▶ **WHAT TO DO**: Using the data below, repeat all of it precisely.

▶ **COLLECTED MATERIAL**:
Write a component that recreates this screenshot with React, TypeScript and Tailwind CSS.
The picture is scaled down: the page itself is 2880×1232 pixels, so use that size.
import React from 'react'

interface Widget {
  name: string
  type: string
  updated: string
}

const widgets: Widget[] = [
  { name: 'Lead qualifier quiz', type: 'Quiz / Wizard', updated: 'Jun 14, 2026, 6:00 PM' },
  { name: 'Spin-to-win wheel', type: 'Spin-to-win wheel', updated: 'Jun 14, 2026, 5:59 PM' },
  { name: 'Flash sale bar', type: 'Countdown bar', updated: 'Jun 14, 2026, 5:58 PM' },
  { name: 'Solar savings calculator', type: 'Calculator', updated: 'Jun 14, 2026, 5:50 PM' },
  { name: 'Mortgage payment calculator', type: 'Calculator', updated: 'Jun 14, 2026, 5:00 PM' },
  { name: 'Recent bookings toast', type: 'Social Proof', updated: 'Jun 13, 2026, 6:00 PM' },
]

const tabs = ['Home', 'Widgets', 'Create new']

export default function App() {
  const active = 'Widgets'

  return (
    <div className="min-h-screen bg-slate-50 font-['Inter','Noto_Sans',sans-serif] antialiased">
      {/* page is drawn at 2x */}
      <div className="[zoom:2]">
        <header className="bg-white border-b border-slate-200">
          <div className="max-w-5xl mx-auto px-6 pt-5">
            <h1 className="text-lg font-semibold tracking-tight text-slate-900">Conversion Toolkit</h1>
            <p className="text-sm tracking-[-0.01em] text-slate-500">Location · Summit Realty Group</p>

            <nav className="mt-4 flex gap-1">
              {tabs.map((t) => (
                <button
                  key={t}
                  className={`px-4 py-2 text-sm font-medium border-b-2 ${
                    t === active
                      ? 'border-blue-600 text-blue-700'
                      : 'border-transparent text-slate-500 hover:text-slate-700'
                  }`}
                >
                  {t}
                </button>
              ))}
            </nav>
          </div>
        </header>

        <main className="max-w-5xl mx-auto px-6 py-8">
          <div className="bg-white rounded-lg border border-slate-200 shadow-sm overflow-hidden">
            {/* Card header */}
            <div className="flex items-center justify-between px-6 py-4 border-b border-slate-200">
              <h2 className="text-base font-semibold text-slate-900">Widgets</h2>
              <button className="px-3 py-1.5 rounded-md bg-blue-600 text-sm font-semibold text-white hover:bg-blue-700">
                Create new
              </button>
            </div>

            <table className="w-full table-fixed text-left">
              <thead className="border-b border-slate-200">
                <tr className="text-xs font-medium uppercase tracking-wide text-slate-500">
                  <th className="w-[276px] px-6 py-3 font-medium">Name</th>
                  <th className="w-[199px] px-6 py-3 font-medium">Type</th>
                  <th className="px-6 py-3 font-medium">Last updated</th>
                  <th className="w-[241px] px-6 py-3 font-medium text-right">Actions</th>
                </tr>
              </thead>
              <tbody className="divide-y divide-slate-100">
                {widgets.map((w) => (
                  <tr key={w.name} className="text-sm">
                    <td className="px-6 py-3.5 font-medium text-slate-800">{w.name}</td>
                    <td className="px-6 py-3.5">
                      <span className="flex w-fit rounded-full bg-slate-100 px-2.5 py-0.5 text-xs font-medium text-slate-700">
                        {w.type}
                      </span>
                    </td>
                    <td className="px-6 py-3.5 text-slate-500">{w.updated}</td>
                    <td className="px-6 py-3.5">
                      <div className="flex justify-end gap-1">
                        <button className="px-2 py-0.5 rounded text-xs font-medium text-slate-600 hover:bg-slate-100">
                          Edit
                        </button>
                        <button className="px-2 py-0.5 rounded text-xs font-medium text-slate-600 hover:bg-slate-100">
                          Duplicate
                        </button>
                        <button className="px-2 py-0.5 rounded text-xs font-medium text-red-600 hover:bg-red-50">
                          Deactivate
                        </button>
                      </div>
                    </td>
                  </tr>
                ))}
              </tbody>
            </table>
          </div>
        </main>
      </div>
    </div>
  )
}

▶ **IN RESPONSE**:
Write a component that recreates this screenshot with React, TypeScript and Tailwind CSS.
The picture is scaled down: the page itself is 2880×1232 pixels, so use that size.
import React from 'react'

interface Widget {
  name: string
  type: string
  updated: string
}

const widgets: Widget[] = [
  { name: 'Lead qualifier quiz', type: 'Quiz / Wizard', updated: 'Jun 14, 2026, 6:00 PM' },
  { name: 'Spin-to-win wheel', type: 'Spin-to-win wheel', updated: 'Jun 14, 2026, 5:59 PM' },
  { name: 'Flash sale bar', type: 'Countdown bar', updated: 'Jun 14, 2026, 5:58 PM' },
  { name: 'Solar savings calculator', type: 'Calculator', updated: 'Jun 14, 2026, 5:50 PM' },
  { name: 'Mortgage payment calculator', type: 'Calculator', updated: 'Jun 14, 2026, 5:00 PM' },
  { name: 'Recent bookings toast', type: 'Social Proof', updated: 'Jun 13, 2026, 6:00 PM' },
]

const tabs = ['Home', 'Widgets', 'Create new']

export default function App() {
  const active = 'Widgets'

  return (
    <div className="min-h-screen bg-slate-50 font-['Inter','Noto_Sans',sans-serif] antialiased">
      {/* page is drawn at 2x */}
      <div className="[zoom:2]">
        <header className="bg-white border-b border-slate-200">
          <div className="max-w-5xl mx-auto px-6 pt-5">
            <h1 className="text-lg font-semibold tracking-tight text-slate-900">Conversion Toolkit</h1>
            <p className="text-sm tracking-[-0.01em] text-slate-500">Location · Summit Realty Group</p>

            <nav className="mt-4 flex gap-1">
              {tabs.map((t) => (
                <button
                  key={t}
                  className={`px-4 py-2 text-sm font-medium border-b-2 ${
                    t === active
                      ? 'border-blue-600 text-blue-700'
                      : 'border-transparent text-slate-500 hover:text-slate-700'
                  }`}
                >
                  {t}
                </button>
              ))}
            </nav>
          </div>
        </header>

        <main className="max-w-5xl mx-auto px-6 py-8">
          <div className="bg-white rounded-lg border border-slate-200 shadow-sm overflow-hidden">
            {/* Card header */}
            <div className="flex items-center justify-between px-6 py-4 border-b border-slate-200">
              <h2 className="text-base font-semibold text-slate-900">Widgets</h2>
              <button className="px-3 py-1.5 rounded-md bg-blue-600 text-sm font-semibold text-white hover:bg-blue-700">
                Create new
              </button>
            </div>

            <table className="w-full table-fixed text-left">
              <thead className="border-b border-slate-200">
                <tr className="text-xs font-medium uppercase tracking-wide text-slate-500">
                  <th className="w-[276px] px-6 py-3 font-medium">Name</th>
                  <th className="w-[199px] px-6 py-3 font-medium">Type</th>
                  <th className="px-6 py-3 font-medium">Last updated</th>
                  <th className="w-[241px] px-6 py-3 font-medium text-right">Actions</th>
                </tr>
              </thead>
              <tbody className="divide-y divide-slate-100">
                {widgets.map((w) => (
                  <tr key={w.name} className="text-sm">
                    <td className="px-6 py-3.5 font-medium text-slate-800">{w.name}</td>
                    <td className="px-6 py-3.5">
                      <span className="flex w-fit rounded-full bg-slate-100 px-2.5 py-0.5 text-xs font-medium text-slate-700">
                        {w.type}
                      </span>
                    </td>
                    <td className="px-6 py-3.5 text-slate-500">{w.updated}</td>
                    <td className="px-6 py-3.5">
                      <div className="flex justify-end gap-1">
                        <button className="px-2 py-0.5 rounded text-xs font-medium text-slate-600 hover:bg-slate-100">
                          Edit
                        </button>
                        <button className="px-2 py-0.5 rounded text-xs font-medium text-slate-600 hover:bg-slate-100">
                          Duplicate
                        </button>
                        <button className="px-2 py-0.5 rounded text-xs font-medium text-red-600 hover:bg-red-50">
                          Deactivate
                        </button>
                      </div>
                    </td>
                  </tr>
                ))}
              </tbody>
            </table>
          </div>
        </main>
      </div>
    </div>
  )
}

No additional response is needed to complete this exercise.